The Northern Alliance was devastated by the loss of Massoud, but the Taliban offensive did not destroy them. Massoud was officially succeeded by General Mohammad Fahim. And now, finally, the Americans were joining their long war against the Taliban. When I visited Afghanistan's lacklustre embassy in Dushanbe, however, it was Massoud's face that peered from posters lining the walls. It was easy to understand why so many foreigners swooned. Massoud was very handsome. But he had refused to play the role of a globetrotting revolutionary extolling his cause on speaking tours and from university podiums. He had commanded the loyalty of so many Afghans because he didn't leave their side even during Afghanistan's darkest hours. Now the soldiers who had fought for him squatted on the curb outside the embassy while I picked up my visa inside. Their uniforms looked as though men unused to needlework had sewn badges and patches on generic green tunics. We looked each other over as I left the embassy. It wasn't the last time I would underestimate their skill as fighters.

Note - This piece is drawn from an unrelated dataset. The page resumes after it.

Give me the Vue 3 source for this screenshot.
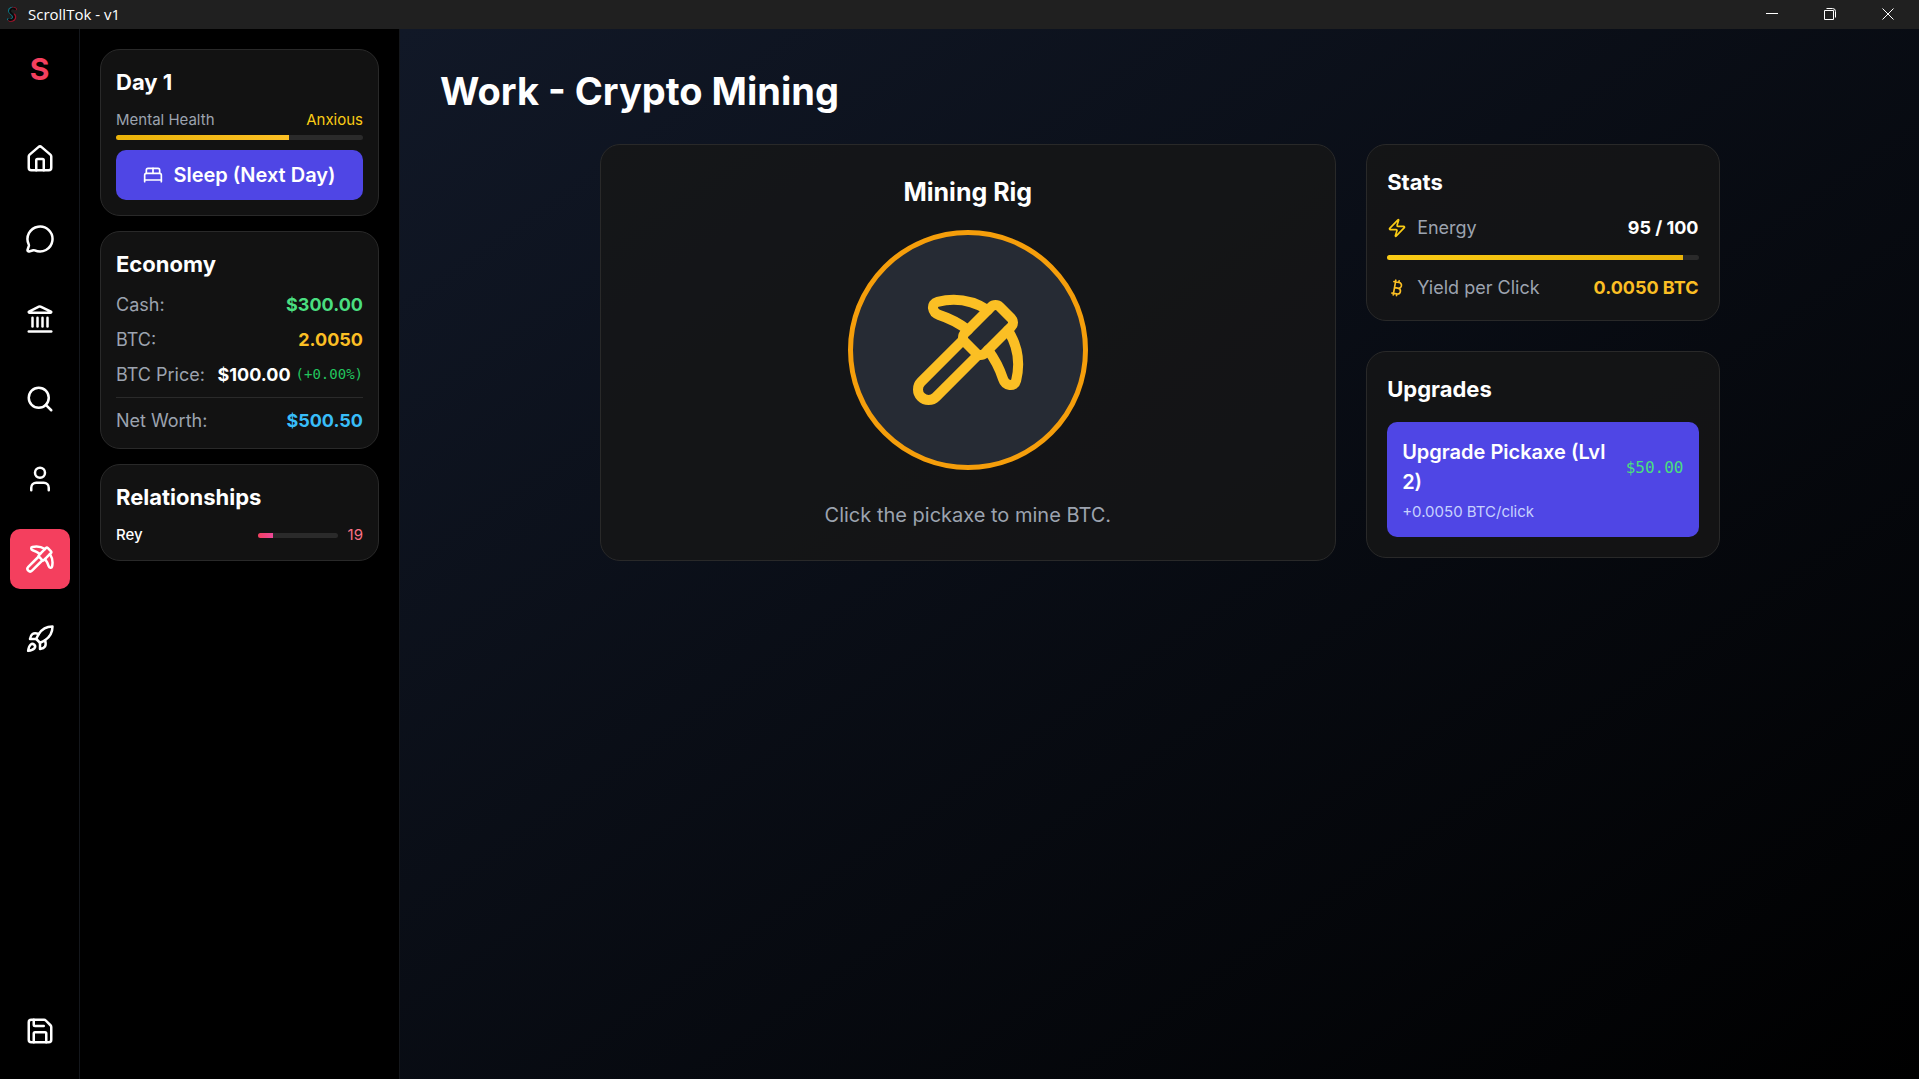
<template>
    <div class="window">
        <header class="titlebar">
            <svg class="titlebar__logo" viewBox="0 0 16 16" fill="none" stroke-width="2" stroke-linecap="round">
                <path stroke="#0e7c8c" d="M10.500 2.500C8 .8 4.800 2.500 5 5c.2 2.500 4 3 4 6 0 2.500-3 3.500-5 2.300" />
                <path stroke="#a3122a" d="M12 3.300c-.5-1-2-1.500-3.500-1M10.500 8.500c2 2.500 .5 6-2.500 6.300-1.500.1-2.500-.2-3-.6" />
                <path stroke="#0a0a0a" d="M11.200 3.200C9 1.600 6 2.700 6 5.200c0 2.300 4 3 4 5.800 0 2.500-2.800 3.600-5 2.500" />
            </svg>
            <span class="titlebar__text">ScrollTok - v1</span>
            <div class="titlebar__controls">
                <button v-for="control in windowControls" :key="control.name" :aria-label="control.name"
                    class="titlebar__button" type="button">
                    <svg viewBox="0 0 12 12" fill="none" stroke="currentColor">
                        <path v-for="d in control.paths" :key="d" :d="d" />
                    </svg>
                </button>
            </div>
        </header>

        <div class="layout">
            <nav class="nav">
                <div class="nav__logo">S</div>
                <button v-for="item in navItems" :key="item.name" @click="currentPage = item.name"
                    :class="{ 'nav__button_active': item.name === currentPage }" :aria-label="item.name"
                    class="nav__button" type="button">
                    <svg class="icon nav__icon" viewBox="0 0 24 24">
                        <path v-for="d in icons[item.icon]" :key="d" :d="d" />
                    </svg>
                </button>
                <button class="nav__button nav__button_bottom" type="button" aria-label="save">
                    <svg class="icon nav__icon" viewBox="0 0 24 24">
                        <path v-for="d in icons.save" :key="d" :d="d" />
                    </svg>
                </button>
            </nav>

            <aside class="sidebar">
                <section class="card card_small">
                    <h2 class="card__title">Day {{ day }}</h2>
                    <div class="row row_small">
                        <span class="label">Mental Health</span>
                        <span class="mood">Anxious</span>
                    </div>
                    <div class="bar bar_mental">
                        <div class="bar__fill bar__fill_mental" :style="{ width: mental + '%' }"></div>
                    </div>
                    <button @click="sleep()" class="sleep" type="button">
                        <svg class="icon sleep__icon" viewBox="0 0 24 24">
                            <path v-for="d in icons.bed" :key="d" :d="d" />
                        </svg>
                        Sleep (Next Day)
                    </button>
                </section>

                <section class="card card_small">
                    <h2 class="card__title">Economy</h2>
                    <div class="economy">
                        <div class="row">
                            <span class="label">Cash:</span>
                            <span class="value value_green">${{ cash.toFixed(2) }}</span>
                        </div>
                        <div class="row">
                            <span class="label">BTC:</span>
                            <span class="value value_amber">{{ btc.toFixed(4) }}</span>
                        </div>
                        <div class="row">
                            <span class="label">BTC Price:</span>
                            <span class="price">
                                <span class="value">${{ btcPrice.toFixed(2) }}</span>
                                <span class="price__change">(+0.00%)</span>
                            </span>
                        </div>
                        <div class="row row_total">
                            <span class="label">Net Worth:</span>
                            <span class="value value_blue">${{ netWorth.toFixed(2) }}</span>
                        </div>
                    </div>
                </section>

                <section class="card card_small">
                    <h2 class="card__title">Relationships</h2>
                    <div v-for="person in people" :key="person.name" class="row row_small">
                        <span class="person__name">{{ person.name }}</span>
                        <span class="person__level">
                            <span class="bar bar_person">
                                <span class="bar__fill bar__fill_person" :style="{ width: person.level + '%' }"></span>
                            </span>
                            {{ person.level }}
                        </span>
                    </div>
                </section>
            </aside>

            <main class="main">
                <h1 class="main__title">Work - Crypto Mining</h1>

                <div class="work">
                    <section class="card rig">
                        <h2 class="rig__title">Mining Rig</h2>
                        <button @click="mine()" class="rig__button" type="button" aria-label="mine">
                            <svg class="icon rig__icon" viewBox="0 0 24 24">
                                <path v-for="d in icons.pickaxe" :key="d" :d="d" />
                            </svg>
                        </button>
                        <p class="rig__hint">Click the pickaxe to mine BTC.</p>
                    </section>

                    <div class="work__side">
                        <section class="card card_medium">
                            <h2 class="card__title">Stats</h2>
                            <div class="row">
                                <span class="label label_icon">
                                    <svg class="icon label__icon label__icon_energy" viewBox="0 0 24 24">
                                        <path v-for="d in icons.zap" :key="d" :d="d" />
                                    </svg>
                                    Energy
                                </span>
                                <span class="value">{{ energy }} / 100</span>
                            </div>
                            <div class="bar">
                                <div class="bar__fill bar__fill_energy" :style="{ width: energy + '%' }"></div>
                            </div>
                            <div class="row">
                                <span class="label label_icon">
                                    <svg class="icon label__icon label__icon_btc" viewBox="0 0 24 24">
                                        <path v-for="d in icons.bitcoin" :key="d" :d="d" />
                                    </svg>
                                    Yield per Click
                                </span>
                                <span class="value value_amber">{{ yieldPerClick.toFixed(4) }} BTC</span>
                            </div>
                        </section>

                        <section class="card card_medium">
                            <h2 class="card__title">Upgrades</h2>
                            <button class="upgrade" type="button">
                                <span class="row">
                                    <span class="upgrade__name">Upgrade Pickaxe (Lvl 2)</span>
                                    <span class="upgrade__price">$50.00</span>
                                </span>
                                <span class="upgrade__text">+0.0050 BTC/click</span>
                            </button>
                        </section>
                    </div>
                </div>
            </main>
        </div>
    </div>
</template>

<script setup>
import { computed, ref } from 'vue'

const day = ref(1)
const mental = ref(70)
const cash = ref(300)
const btc = ref(2.005)
const btcPrice = ref(100)
const energy = ref(95)
const yieldPerClick = ref(0.005)
const currentPage = ref('work')
const people = ref([{ name: 'Rey', level: 19 }])

const netWorth = computed(() => cash.value + btc.value * btcPrice.value)

const windowControls = [
    { name: 'minimize', paths: ['M0 5.500h12'] },
    { name: 'restore', paths: ['M.5 2.500h9v9h-9z', 'M2.500 .5h6a3 3 0 0 1 3 3v6'] },
    { name: 'close', paths: ['M.5 .5l11 11', 'M11.500 .5l-11 11'] }
]

const navItems = [
    { name: 'home', icon: 'house' },
    { name: 'messages', icon: 'message' },
    { name: 'bank', icon: 'landmark' },
    { name: 'search', icon: 'search' },
    { name: 'profile', icon: 'user' },
    { name: 'work', icon: 'pickaxe' },
    { name: 'launch', icon: 'rocket' }
]

// lucide icons, 24x24
const icons = {
    house: [
        'M15 21v-8a1 1 0 0 0-1-1h-4a1 1 0 0 0-1 1v8',
        'M3 10a2 2 0 0 1 .709-1.528l7-5.999a2 2 0 0 1 2.582 0l7 5.999A2 2 0 0 1 21 10v9a2 2 0 0 1-2 2H5a2 2 0 0 1-2-2z'
    ],
    message: [
        'M2.992 16.342a2 2 0 0 1 .094 1.167l-1.065 3.290a1 1 0 0 0 1.236 1.168l3.413-.998a2 2 0 0 1 1.099.092 10 10 0 1 0-4.777-4.719'
    ],
    landmark: [
        'M10 18v-7',
        'M11.120 2.198a2 2 0 0 1 1.760.006l7.866 3.847c.476.233.310.949-.220.949H3.474c-.530 0-.695-.716-.220-.949z',
        'M14 18v-7',
        'M18 18v-7',
        'M3 22h18',
        'M6 18v-7'
    ],
    search: [
        'm21 21-4.340-4.340',
        'M19 11a8 8 0 1 1-16 0 8 8 0 0 1 16 0z'
    ],
    user: [
        'M19 21v-2a4 4 0 0 0-4-4H9a4 4 0 0 0-4 4v2',
        'M16 7a4 4 0 1 1-8 0 4 4 0 0 1 8 0z'
    ],
    pickaxe: [
        'm14 13-8.381 8.380a1 1 0 0 1-3.001-3L11 9.999',
        'M15.973 4.027A13 13 0 0 0 5.902 2.373c-1.398.342-1.092 2.158.277 2.601a19.900 19.900 0 0 1 5.822 3.024',
        'M16.001 11.999a19.900 19.900 0 0 1 3.024 5.824c.444 1.369 2.260 1.676 2.603.278A13 13 0 0 0 20 8.069',
        'M18.352 3.352a1.205 1.205 0 0 0-1.704 0l-5.296 5.296a1.205 1.205 0 0 0 0 1.704l2.296 2.296a1.205 1.205 0 0 0 1.704 0l5.296-5.296a1.205 1.205 0 0 0 0-1.704z'
    ],
    rocket: [
        'M4.500 16.500c-1.500 1.260-2 5-2 5s3.740-.5 5-2c.710-.840.700-2.130-.090-2.910a2.180 2.180 0 0 0-2.910-.090z',
        'm12 15-3-3a22 22 0 0 1 2-3.950A12.880 12.880 0 0 1 22 2c0 2.720-.780 7.500-6 11a22.350 22.350 0 0 1-4 2z',
        'M9 12H4s.550-3.030 2-4c1.620-1.080 5 0 5 0',
        'M12 15v5s3.030-.550 4-2c1.080-1.620 0-5 0-5'
    ],
    save: [
        'M15.200 3a2 2 0 0 1 1.400.6l3.800 3.800a2 2 0 0 1 .6 1.400V19a2 2 0 0 1-2 2H5a2 2 0 0 1-2-2V5a2 2 0 0 1 2-2z',
        'M17 21v-7a1 1 0 0 0-1-1H8a1 1 0 0 0-1 1v7',
        'M7 3v4a1 1 0 0 0 1 1h7'
    ],
    bed: [
        'M2 20v-8a2 2 0 0 1 2-2h16a2 2 0 0 1 2 2v8',
        'M4 10V6a2 2 0 0 1 2-2h12a2 2 0 0 1 2 2v4',
        'M12 4v6',
        'M2 18h20'
    ],
    zap: [
        'M4 14a1 1 0 0 1-.780-1.630l9.900-10.200a.5.5 0 0 1 .860.460l-1.920 6.020A1 1 0 0 0 13 10h7a1 1 0 0 1 .780 1.630l-9.900 10.200a.5.5 0 0 1-.860-.460l1.920-6.020A1 1 0 0 0 11 14z'
    ],
    bitcoin: [
        'M11.767 19.089c4.924.868 6.140-6.025 1.216-6.894m-1.216 6.894L5.860 18.047m5.908 1.042-.347 1.970m1.563-8.864c4.924.869 6.140-6.025 1.215-6.893m-1.215 6.893-3.940-.694m5.155-6.200L8.290 4.260m5.908 1.042.348-1.970M7.480 20.364l3.126-17.727'
    ]
}

function sleep() {
    day.value++;
    energy.value = 100;
}

function mine() {
    if (energy.value <= 0) return;
    energy.value--;
    btc.value += yieldPerClick.value;
}
</script>

<style>
body {
    margin: 0;
    background-color: #000;
}
</style>

<style scoped>
.window {
    display: flex;
    flex-direction: column;
    min-height: 100vh;
    font-family: Inter, "Liberation Sans", sans-serif;
    font-size: 18px;
    line-height: 25px;
    color: #fff;
}

h1,
h2,
p {
    margin: 0;
}

button {
    border: 0;
    padding: 0;
    background: none;
    color: inherit;
    font: inherit;
    cursor: pointer;
}

.titlebar {
    display: flex;
    align-items: center;
    box-sizing: border-box;
    height: 29px;
    padding: 0 2px 1px 4px;
    background-color: #202020;
}

.titlebar__logo {
    width: 16px;
    height: 16px;
    margin-right: 8px;
}

.titlebar__text {
    font-family: "Open Sans", "Noto Sans", sans-serif;
    font-size: 15px;
}

.titlebar__controls {
    display: flex;
    height: 100%;
    margin-left: auto;
}

.titlebar__button {
    display: flex;
    align-items: center;
    justify-content: center;
    width: 58px;
}

.titlebar__button svg {
    width: 12px;
    height: 12px;
}

.layout {
    display: flex;
    flex: 1;
}

.icon {
    display: block;
    flex-shrink: 0;
    fill: none;
    stroke: currentColor;
    stroke-width: 2;
    stroke-linecap: round;
    stroke-linejoin: round;
}

.nav {
    display: flex;
    flex-direction: column;
    align-items: center;
    gap: 20px;
    box-sizing: border-box;
    width: 80px;
    padding: 20px 0 18px;
    border-right: 1px solid #14171c;
    background-color: #000;
}

.nav__logo {
    margin-bottom: 20px;
    font-size: 30px;
    font-weight: 700;
    line-height: 40px;
    color: #f43f5e;
}

.nav__button {
    display: flex;
    align-items: center;
    justify-content: center;
    width: 60px;
    height: 60px;
    border-radius: 10px;
}

.nav__button_active {
    background-color: #f43f5e;
}

.nav__button_bottom {
    margin-top: auto;
}

.nav__icon {
    width: 30px;
    height: 30px;
}

.sidebar {
    display: flex;
    flex-direction: column;
    gap: 15px;
    box-sizing: border-box;
    width: 320px;
    padding: 20px;
    border-right: 1px solid #14171c;
    background-color: #000;
}

.card {
    border: 1px solid #292929;
    border-radius: 20px;
    background-color: rgba(23, 23, 23, 0.8);
}

.card_small {
    padding: 15px;
}

.card_medium {
    display: flex;
    flex-direction: column;
    gap: 15px;
    padding: 20px;
}

.card__title {
    font-size: 22px;
    font-weight: 700;
    line-height: 35px;
}

.card_small .card__title {
    margin-bottom: 10px;
}

.row {
    display: flex;
    align-items: center;
    justify-content: space-between;
}

.row_small {
    font-size: 15px;
    line-height: 20px;
}

.label {
    color: #9ca3af;
}

.label_icon {
    display: flex;
    align-items: center;
    gap: 10px;
}

.label__icon {
    width: 20px;
    height: 20px;
}

.label__icon_energy {
    color: #facc15;
}

.label__icon_btc {
    color: #fbbf24;
}

.value {
    font-weight: 700;
}

.value_green {
    color: #4ade80;
}

.value_amber {
    color: #fbbf24;
}

.value_blue {
    color: #38bdf8;
}

.mood {
    color: #facc15;
}

.bar {
    display: block;
    height: 5px;
    border-radius: 5px;
    background-color: #2a2a2a;
    overflow: hidden;
}

.bar_mental {
    margin: 5px 0 10px;
}

.bar_person {
    width: 80px;
}

.bar__fill {
    display: block;
    height: 100%;
}

.bar__fill_mental {
    background: linear-gradient(to right, #eab308, #fbbf24);
}

.bar__fill_energy {
    background: linear-gradient(to right, #facc15, #eab308);
}

.bar__fill_person {
    background: linear-gradient(to right, #f43f5e, #ec4899);
}

.sleep {
    display: flex;
    align-items: center;
    justify-content: center;
    gap: 10px;
    width: 100%;
    height: 50px;
    border-radius: 10px;
    background-color: #4f46e5;
    font-size: 20px;
    font-weight: 600;
}

.sleep__icon {
    width: 20px;
    height: 20px;
}

.economy {
    display: flex;
    flex-direction: column;
    gap: 10px;
}

.row_total {
    padding-top: 10px;
    border-top: 1px solid #2a2a2a;
}

.price {
    display: flex;
    align-items: center;
    gap: 5px;
}

.price__change {
    font-family: "DejaVu Sans Mono", "Liberation Mono", monospace;
    font-size: 14px;
    color: #22c55e;
}

.person__name {
    font-weight: 500;
}

.person__level {
    display: flex;
    align-items: center;
    gap: 10px;
    color: #fb7185;
}

.main {
    flex: 1;
    padding: 40px;
    background: linear-gradient(to bottom right, #111827, #000);
}

.main__title {
    margin-bottom: 30px;
    font-size: 38px;
    font-weight: 700;
    line-height: 45px;
}

.work {
    display: grid;
    grid-template-columns: repeat(3, 1fr);
    align-items: start;
    gap: 30px;
    max-width: 1120px;
    margin: 0 auto;
}

.work__side {
    display: flex;
    flex-direction: column;
    gap: 30px;
}

.rig {
    display: flex;
    flex-direction: column;
    align-items: center;
    grid-column: span 2;
    padding: 30px;
}

.rig__title {
    margin-bottom: 20px;
    font-size: 25px;
    font-weight: 700;
    line-height: 35px;
}

.rig__button {
    display: flex;
    align-items: center;
    justify-content: center;
    box-sizing: border-box;
    width: 240px;
    height: 240px;
    border: 5px solid #f59e0b;
    border-radius: 50%;
    background-color: rgba(55, 65, 81, 0.5);
}

.rig__icon {
    width: 120px;
    height: 120px;
    color: #fbbf24;
}

.rig__hint {
    margin-top: 30px;
    font-size: 20px;
    line-height: 30px;
    color: #9ca3af;
}

.upgrade {
    display: flex;
    flex-direction: column;
    gap: 5px;
    padding: 15px;
    border-radius: 10px;
    background-color: #4f46e5;
    text-align: left;
}

.upgrade__name {
    font-size: 20px;
    font-weight: 600;
    line-height: 30px;
}

.upgrade__text {
    font-size: 15px;
    line-height: 20px;
    color: #c7d2fe;
}

.upgrade__price {
    font-family: "DejaVu Sans Mono", "Liberation Mono", monospace;
    font-size: 16px;
    color: #4ade80;
}
</style>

I had been told a convoy would be leaving in a couple of days. There wasn't much to do in the meantime but wait and wander. Dushanbe was a bleak city. Most people couldn't afford to drive, and those who could drove SUVs. They were either drug runners or staff at the various NGOs and United Nations agencies clustered in a posh and gated area of a town. The international aid types drove white SUVs. The drug runners had more diverse tastes. That's how you could tell them apart. I also called the
Citizen
's office manager and insisted that the newspaper wire me more money. They agreed to a few more thousand dollars, which pushed my total back over five grand.